→ **DIRECTIONS**
Output the material below unchanged, apart from leaving out the pictures.

==== AVAILABLE DATA

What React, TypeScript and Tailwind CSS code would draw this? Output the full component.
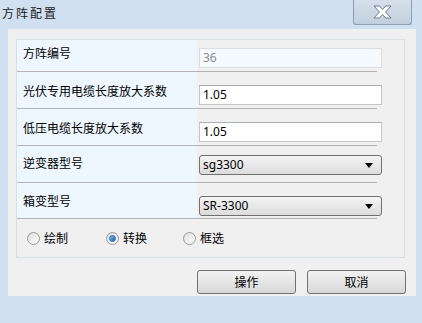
import React from "react";

const cjk = { fontFamily: '"Microsoft YaHei","Noto Sans CJK SC","Noto Sans",sans-serif' };
const lat = { fontFamily: '"Segoe UI","Noto Sans","Noto Sans CJK SC",sans-serif' };

function Radio({ checked, label, w }: { checked?: boolean; label: string; w: string }) {
  return (
    <div className={`flex items-center ${w}`}>
      <div className="w-[13px] h-[13px] rounded-full border border-[#9a9a9a] bg-gradient-to-br from-[#dcdcdc] to-[#ffffff] flex items-center justify-center">
        {checked && (
          <div className="w-[7px] h-[7px] rounded-full bg-gradient-to-br from-[#7cc3f5] to-[#1a5fa8] border border-[#2a6db0]" />
        )}
      </div>
      <span className="ml-[4px] text-[12px] leading-[16px] text-black" style={cjk}>
        {label}
      </span>
    </div>
  );
}

function Select({ value }: { value: string }) {
  return (
    <div className="w-[183px] h-[20px] rounded-[3px] border border-[#707070] bg-gradient-to-b from-[#f4f4f4] to-[#dcdcdc] flex items-center pl-[3px] pr-[8px]">
      <span className="text-[12px] leading-[16px] text-black flex-1" style={lat}>
        {value}
      </span>
      <svg width="8" height="5" viewBox="0 0 8 5">
        <path d="M0 0 L8 0 L4 5 Z" fill="#000" />
      </svg>
    </div>
  );
}

function Input({ value, disabled }: { value: string; disabled?: boolean }) {
  return (
    <div
      className={`w-[183px] h-[20px] border flex items-center pl-[3px] ${
        disabled ? "border-[#dadde2] bg-[#f5faff]" : "border-[#c4c7cc] border-t-[#abadb3] bg-white"
      }`}
    >
      <span className={`text-[12px] leading-[16px] ${disabled ? "text-[#8a8a8a]" : "text-black"}`} style={lat}>
        {value}
      </span>
    </div>
  );
}

function Row({
  label,
  h,
  labelPt,
  ctrlPt,
  children,
}: {
  label: string;
  h: string;
  labelPt: string;
  ctrlPt: string;
  children: React.ReactNode;
}) {
  return (
    <div className="flex flex-col">
      <div className={`flex ${h}`}>
        <div className={`w-[180px] bg-[#eef6ff] pl-[6px] text-[12px] leading-[16px] text-black ${labelPt}`} style={cjk}>
          {label}
        </div>
        <div className={`ml-[2px] ${ctrlPt}`}>{children}</div>
      </div>
      <div className="w-[360px] h-[1px] bg-[#b4b4b4]" />
    </div>
  );
}

export default function App() {
  return (
    <div className="w-[422px] h-[323px] bg-[#d0e0f0] flex flex-col overflow-hidden">
      <div className="h-[29px] flex items-start">
        <div className="pl-[2px] pt-[5px] text-[12px] leading-[16px] tracking-[2px] text-[#1a1a1a]" style={cjk}>
          方阵配置
        </div>
        <div className="ml-auto mr-[10px] w-[59px] h-[25px] border border-[#8d9db3] border-t-0 rounded-b-[3px] bg-gradient-to-b from-[#d6e0ec] to-[#c2cfde] flex items-center justify-center">
          <svg width="19" height="14" viewBox="0 0 19 14">
            <path
              d="M1 1 L6.5 1 L9.5 4.5 L12.5 1 L18 1 L12.5 7 L18 13 L12.5 13 L9.5 9.5 L6.5 13 L1 13 L6.5 7 Z"
              fill="#ffffff"
              stroke="#6c7a8c"
              strokeWidth="1"
              strokeLinejoin="round"
            />
          </svg>
        </div>
      </div>
      <div className="ml-[8px] mr-[6px] h-[267px] bg-[#f0f0f0] pt-[10px] pl-[8px] pr-[11px] flex flex-col">
        <div className="h-[219px] border border-[#d8dfe5] flex flex-col">
          <Row label="方阵编号" h="h-[31px]" labelPt="pt-[5px]" ctrlPt="pt-[8px]">
            <Input value="36" disabled />
          </Row>
          <Row label="光伏专用电缆长度放大系数" h="h-[36px]" labelPt="pt-[11px]" ctrlPt="pt-[13px]">
            <Input value="1.05" />
          </Row>
          <Row label="低压电缆长度放大系数" h="h-[36px]" labelPt="pt-[11px]" ctrlPt="pt-[13px]">
            <Input value="1.05" />
          </Row>
          <Row label="逆变器型号" h="h-[36px]" labelPt="pt-[9px]" ctrlPt="pt-[9px]">
            <Select value="sg3300" />
          </Row>
          <Row label="箱变型号" h="h-[35px]" labelPt="pt-[10px]" ctrlPt="pt-[13px]">
            <Select value="SR-3300" />
          </Row>
          <div className="flex items-center pl-[10px] pt-[11px]">
            <Radio label="绘制" w="w-[79px]" />
            <Radio label="转换" checked w="w-[77px]" />
            <Radio label="框选" w="w-[60px]" />
          </div>
        </div>
        <div className="flex justify-end gap-[11px] mt-[12px] -mr-[1px]">
          <button className="w-[99px] h-[24px] rounded-[3px] border border-[#707070] bg-gradient-to-b from-[#f2f2f2] to-[#d8d8d8] text-[12px] text-black" style={cjk}>
            操作
          </button>
          <button className="w-[99px] h-[24px] rounded-[3px] border border-[#707070] bg-gradient-to-b from-[#f2f2f2] to-[#d8d8d8] text-[12px] text-black" style={cjk}>
            取消
          </button>
        </div>
      </div>
    </div>
  );
}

========

→ **THE RESPONSE**
What React, TypeScript and Tailwind CSS code would draw this? Output the full component.
import React from "react";

const cjk = { fontFamily: '"Microsoft YaHei","Noto Sans CJK SC","Noto Sans",sans-serif' };
const lat = { fontFamily: '"Segoe UI","Noto Sans","Noto Sans CJK SC",sans-serif' };

function Radio({ checked, label, w }: { checked?: boolean; label: string; w: string }) {
  return (
    <div className={`flex items-center ${w}`}>
      <div className="w-[13px] h-[13px] rounded-full border border-[#9a9a9a] bg-gradient-to-br from-[#dcdcdc] to-[#ffffff] flex items-center justify-center">
        {checked && (
          <div className="w-[7px] h-[7px] rounded-full bg-gradient-to-br from-[#7cc3f5] to-[#1a5fa8] border border-[#2a6db0]" />
        )}
      </div>
      <span className="ml-[4px] text-[12px] leading-[16px] text-black" style={cjk}>
        {label}
      </span>
    </div>
  );
}

function Select({ value }: { value: string }) {
  return (
    <div className="w-[183px] h-[20px] rounded-[3px] border border-[#707070] bg-gradient-to-b from-[#f4f4f4] to-[#dcdcdc] flex items-center pl-[3px] pr-[8px]">
      <span className="text-[12px] leading-[16px] text-black flex-1" style={lat}>
        {value}
      </span>
      <svg width="8" height="5" viewBox="0 0 8 5">
        <path d="M0 0 L8 0 L4 5 Z" fill="#000" />
      </svg>
    </div>
  );
}

function Input({ value, disabled }: { value: string; disabled?: boolean }) {
  return (
    <div
      className={`w-[183px] h-[20px] border flex items-center pl-[3px] ${
        disabled ? "border-[#dadde2] bg-[#f5faff]" : "border-[#c4c7cc] border-t-[#abadb3] bg-white"
      }`}
    >
      <span className={`text-[12px] leading-[16px] ${disabled ? "text-[#8a8a8a]" : "text-black"}`} style={lat}>
        {value}
      </span>
    </div>
  );
}

function Row({
  label,
  h,
  labelPt,
  ctrlPt,
  children,
}: {
  label: string;
  h: string;
  labelPt: string;
  ctrlPt: string;
  children: React.ReactNode;
}) {
  return (
    <div className="flex flex-col">
      <div className={`flex ${h}`}>
        <div className={`w-[180px] bg-[#eef6ff] pl-[6px] text-[12px] leading-[16px] text-black ${labelPt}`} style={cjk}>
          {label}
        </div>
        <div className={`ml-[2px] ${ctrlPt}`}>{children}</div>
      </div>
      <div className="w-[360px] h-[1px] bg-[#b4b4b4]" />
    </div>
  );
}

export default function App() {
  return (
    <div className="w-[422px] h-[323px] bg-[#d0e0f0] flex flex-col overflow-hidden">
      <div className="h-[29px] flex items-start">
        <div className="pl-[2px] pt-[5px] text-[12px] leading-[16px] tracking-[2px] text-[#1a1a1a]" style={cjk}>
          方阵配置
        </div>
        <div className="ml-auto mr-[10px] w-[59px] h-[25px] border border-[#8d9db3] border-t-0 rounded-b-[3px] bg-gradient-to-b from-[#d6e0ec] to-[#c2cfde] flex items-center justify-center">
          <svg width="19" height="14" viewBox="0 0 19 14">
            <path
              d="M1 1 L6.5 1 L9.5 4.5 L12.5 1 L18 1 L12.5 7 L18 13 L12.5 13 L9.5 9.5 L6.5 13 L1 13 L6.5 7 Z"
              fill="#ffffff"
              stroke="#6c7a8c"
              strokeWidth="1"
              strokeLinejoin="round"
            />
          </svg>
        </div>
      </div>
      <div className="ml-[8px] mr-[6px] h-[267px] bg-[#f0f0f0] pt-[10px] pl-[8px] pr-[11px] flex flex-col">
        <div className="h-[219px] border border-[#d8dfe5] flex flex-col">
          <Row label="方阵编号" h="h-[31px]" labelPt="pt-[5px]" ctrlPt="pt-[8px]">
            <Input value="36" disabled />
          </Row>
          <Row label="光伏专用电缆长度放大系数" h="h-[36px]" labelPt="pt-[11px]" ctrlPt="pt-[13px]">
            <Input value="1.05" />
          </Row>
          <Row label="低压电缆长度放大系数" h="h-[36px]" labelPt="pt-[11px]" ctrlPt="pt-[13px]">
            <Input value="1.05" />
          </Row>
          <Row label="逆变器型号" h="h-[36px]" labelPt="pt-[9px]" ctrlPt="pt-[9px]">
            <Select value="sg3300" />
          </Row>
          <Row label="箱变型号" h="h-[35px]" labelPt="pt-[10px]" ctrlPt="pt-[13px]">
            <Select value="SR-3300" />
          </Row>
          <div className="flex items-center pl-[10px] pt-[11px]">
            <Radio label="绘制" w="w-[79px]" />
            <Radio label="转换" checked w="w-[77px]" />
            <Radio label="框选" w="w-[60px]" />
          </div>
        </div>
        <div className="flex justify-end gap-[11px] mt-[12px] -mr-[1px]">
          <button className="w-[99px] h-[24px] rounded-[3px] border border-[#707070] bg-gradient-to-b from-[#f2f2f2] to-[#d8d8d8] text-[12px] text-black" style={cjk}>
            操作
          </button>
          <button className="w-[99px] h-[24px] rounded-[3px] border border-[#707070] bg-gradient-to-b from-[#f2f2f2] to-[#d8d8d8] text-[12px] text-black" style={cjk}>
            取消
          </button>
        </div>
      </div>
    </div>
  );
}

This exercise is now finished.